E pelo que eu me recordo, o filme dos Autoramas faria parte de uma série sobre música independente, certo? Em que pé ficou isso? Estamos lançando o filme com essa intenção. Fizemos esse projeto e o Autoramas seria o piloto. A ideia era contar a história da música independente, desde o Antonio Adolfo (com o LP Feito em casa, de 1977), passando pela galera da internet. Seriam treze episódios, cada um baseado num disco que fez essa história avançar.

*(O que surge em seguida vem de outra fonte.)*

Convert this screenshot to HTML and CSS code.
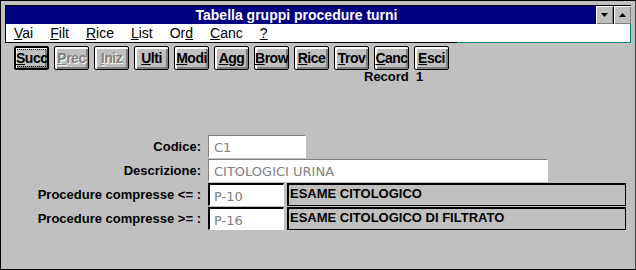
FILE: index.html
```html
<!DOCTYPE html>
<html>
<head>
    <title>Tabella gruppi procedure turni</title>
    <meta charset="utf-8" />
    <link rel="stylesheet" href="styles.css">
</head>
<body>
    <div class="window">
        <div class="titlebar">
            <span class="title-text">Tabella gruppi procedure turni</span>
            <div class="title-btns">
                <span class="tb-btn"><svg width="7" height="4" viewBox="0 0 7 4"><path d="M0 0h7L3.5 4z" fill="#000"/></svg></span>
                <span class="tb-btn"><svg width="7" height="4" viewBox="0 0 7 4"><path d="M0 4h7L3.5 0z" fill="#000"/></svg></span>
            </div>
        </div>
        <div class="menubar">
            <span><u>V</u>ai</span>
            <span><u>F</u>ilt</span>
            <span><u>R</u>ice</span>
            <span><u>L</u>ist</span>
            <span>Or<u>d</u></span>
            <span><u>C</u>anc</span>
            <span><u>?</u></span>
        </div>
        <div class="client">
            <div class="toolbar">
                <button class="btn btn-default"><span class="focus"><u>S</u>ucc</span></button>
                <button class="btn" disabled><u>P</u>rec</button>
                <button class="btn" disabled><u>I</u>niz</button>
                <button class="btn"><u>U</u>lti</button>
                <button class="btn"><u>M</u>odi</button>
                <button class="btn"><u>A</u>gg</button>
                <button class="btn"><u>B</u>row</button>
                <button class="btn"><u>R</u>ice</button>
                <button class="btn"><u>T</u>rov</button>
                <button class="btn"><u>C</u>anc</button>
                <button class="btn"><u>E</u>sci</button>
            </div>
            <div class="record">Record&nbsp; 1</div>

            <div class="form">
                <label>Codice:</label>
                <div class="row">
                    <span class="field field-ro w-code">C1</span>
                </div>
                <label>Descrizione:</label>
                <div class="row">
                    <span class="field field-ro w-desc">CITOLOGICI URINA</span>
                </div>
                <label>Procedure compresse &lt;= :</label>
                <div class="row">
                    <span class="field field-edit w-proc">P-10</span>
                    <span class="lookup">ESAME CITOLOGICO</span>
                </div>
                <label>Procedure compresse &gt;= :</label>
                <div class="row">
                    <span class="field field-edit w-proc">P-16</span>
                    <span class="lookup">ESAME CITOLOGICO DI FILTRATO</span>
                </div>
            </div>
        </div>
    </div>
</body>
</html>
```

FILE: styles.css
```css
body {
    margin: 0;
    background: #c0c0c0;
    font-family: 'Liberation Sans', Arial, sans-serif;
    font-size: 12px;
}
.window {
    width: 636px;
    height: 270px;
    box-sizing: border-box;
    border: 1px solid #000;
    border-right-color: #404040;
    background: #c0c0c0;
    padding: 4px 4px 0 4px;
    display: flex;
    flex-direction: column;
}
.titlebar {
    height: 18px;
    background: #000080;
    border-left: 1px solid #000;
    border-top: 1px solid #000;
    display: flex;
    align-items: center;
}
.title-text {
    flex: 1;
    text-align: center;
    color: #fff;
    font-weight: bold;
    font-size: 14px;
    padding-right: 8px;
}
.title-btns {
    display: flex;
    align-self: stretch;
}
.tb-btn {
    width: 18px;
    height: 18px;
    box-sizing: border-box;
    background: #c0c0c0;
    border-left: 1px solid #000;
    box-shadow: inset 1px 1px #fff, inset -1px -1px #808080;
    display: flex;
    align-items: center;
    justify-content: center;
}
.menubar {
    height: 19px;
    box-sizing: border-box;
    background: linear-gradient(to right, #000 451px, #008080 451px) bottom / 100% 1px no-repeat, #fff;
    border-left: 1px solid #000;
    border-right: 1px solid #008080;
    display: flex;
    align-items: center;
    gap: 17px;
    padding: 0 0 1px 8px;
    font-size: 14px;
    color: #000;
}
.client {
    margin-left: -4px;
    flex: 1;
}
.toolbar {
    display: flex;
    gap: 5px;
    padding: 3px 0 0 13px;
}
.btn {
    width: 35px;
    height: 24px;
    box-sizing: border-box;
    padding: 0;
    background: #c0c0c0;
    border: 1px solid #000;
    border-radius: 2px;
    box-shadow: inset 1px 1px #fff, inset 2px 2px #fff, inset -1px -1px #808080, inset -2px -2px #808080;
    font-family: 'Liberation Sans', Arial, sans-serif;
    font-weight: bold;
    font-size: 14px;
    color: #000;
    letter-spacing: -0.5px;
}
.btn:disabled {
    color: #808080;
    text-shadow: 1px 1px #fff;
}
.btn-default {
    border-width: 2px;
    box-shadow: inset 1px 1px #fff, inset -1px -1px #808080, inset -2px -2px #808080;
}
.focus {
    outline: 1px dotted #000;
    outline-offset: 0;
}
.record {
    margin: -1px 0 0 363px;
    font-weight: bold;
    font-size: 13px;
}
.form {
    display: grid;
    grid-template-columns: 200px auto;
    column-gap: 7px;
    row-gap: 1px;
    margin-top: 51px;
    align-items: center;
}
.form label {
    text-align: right;
    font-weight: bold;
    font-size: 13px;
}
.row {
    display: flex;
    gap: 3px;
}
.field {
    height: 23px;
    box-sizing: border-box;
    background: #fff;
    color: #808080;
    padding: 4px 0 0 5px;
    font-family: 'DejaVu Sans', sans-serif;
    font-size: 13px;
}
.field-ro {
    border-top: 1px solid #808080;
    border-left: 1px solid #808080;
    border-right: 1px solid #fff;
    border-bottom: 1px solid #fff;
}
.field-edit {
    border-top: 2px solid #000;
    border-left: 2px solid #000;
    border-right: 1px solid #fff;
    border-bottom: 1px solid #fff;
    padding-top: 4px;
    padding-left: 4px;
}
.w-code { width: 98px; }
.w-desc { width: 340px; }
.w-proc { width: 76px; }
.lookup {
    width: 339px;
    height: 23px;
    box-sizing: border-box;
    border: 1px solid #000;
    border-top-width: 2px;
    border-left-width: 2px;
    padding: 1px 0 0 1px;
    font-weight: bold;
    font-size: 13px;
}
```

Já tínhamos assinado contrato com a Music Box para realizar isso, mas depois a Ancine, que vinha financiando muitos filmes pelo Fundo Setorial do Audiovisual, parou no final do governo Temer. E depois veio Bolsonaro, então desde 2018 que não tem financiamento de projeto nenhum. Pensamos: vamos ficar três, quatro anos parados com isso? Daí tivemos a ideia de lançar o filme e ver se conseguimos viabilizar de outra forma.